══ DATA EXCERPT ══

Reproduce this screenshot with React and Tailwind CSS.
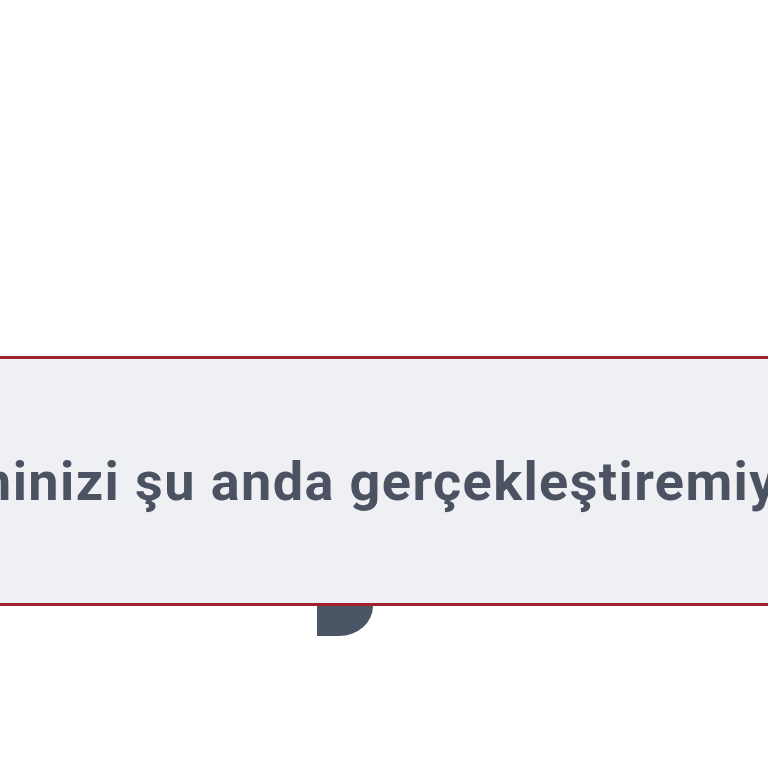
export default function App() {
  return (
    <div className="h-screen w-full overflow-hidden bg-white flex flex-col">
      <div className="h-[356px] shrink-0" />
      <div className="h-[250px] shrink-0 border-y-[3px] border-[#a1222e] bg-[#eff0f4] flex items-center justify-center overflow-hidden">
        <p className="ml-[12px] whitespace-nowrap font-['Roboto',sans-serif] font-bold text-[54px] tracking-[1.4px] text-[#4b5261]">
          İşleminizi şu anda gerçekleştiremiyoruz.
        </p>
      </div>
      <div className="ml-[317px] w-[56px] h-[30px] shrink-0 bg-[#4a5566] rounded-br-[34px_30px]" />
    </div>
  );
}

═══

__DIRECTION__: Copy all the data exactly as written, but skip any picture.

__COMPLETED EXERCISE__:
Reproduce this screenshot with React and Tailwind CSS.
export default function App() {
  return (
    <div className="h-screen w-full overflow-hidden bg-white flex flex-col">
      <div className="h-[356px] shrink-0" />
      <div className="h-[250px] shrink-0 border-y-[3px] border-[#a1222e] bg-[#eff0f4] flex items-center justify-center overflow-hidden">
        <p className="ml-[12px] whitespace-nowrap font-['Roboto',sans-serif] font-bold text-[54px] tracking-[1.4px] text-[#4b5261]">
          İşleminizi şu anda gerçekleştiremiyoruz.
        </p>
      </div>
      <div className="ml-[317px] w-[56px] h-[30px] shrink-0 bg-[#4a5566] rounded-br-[34px_30px]" />
    </div>
  );
}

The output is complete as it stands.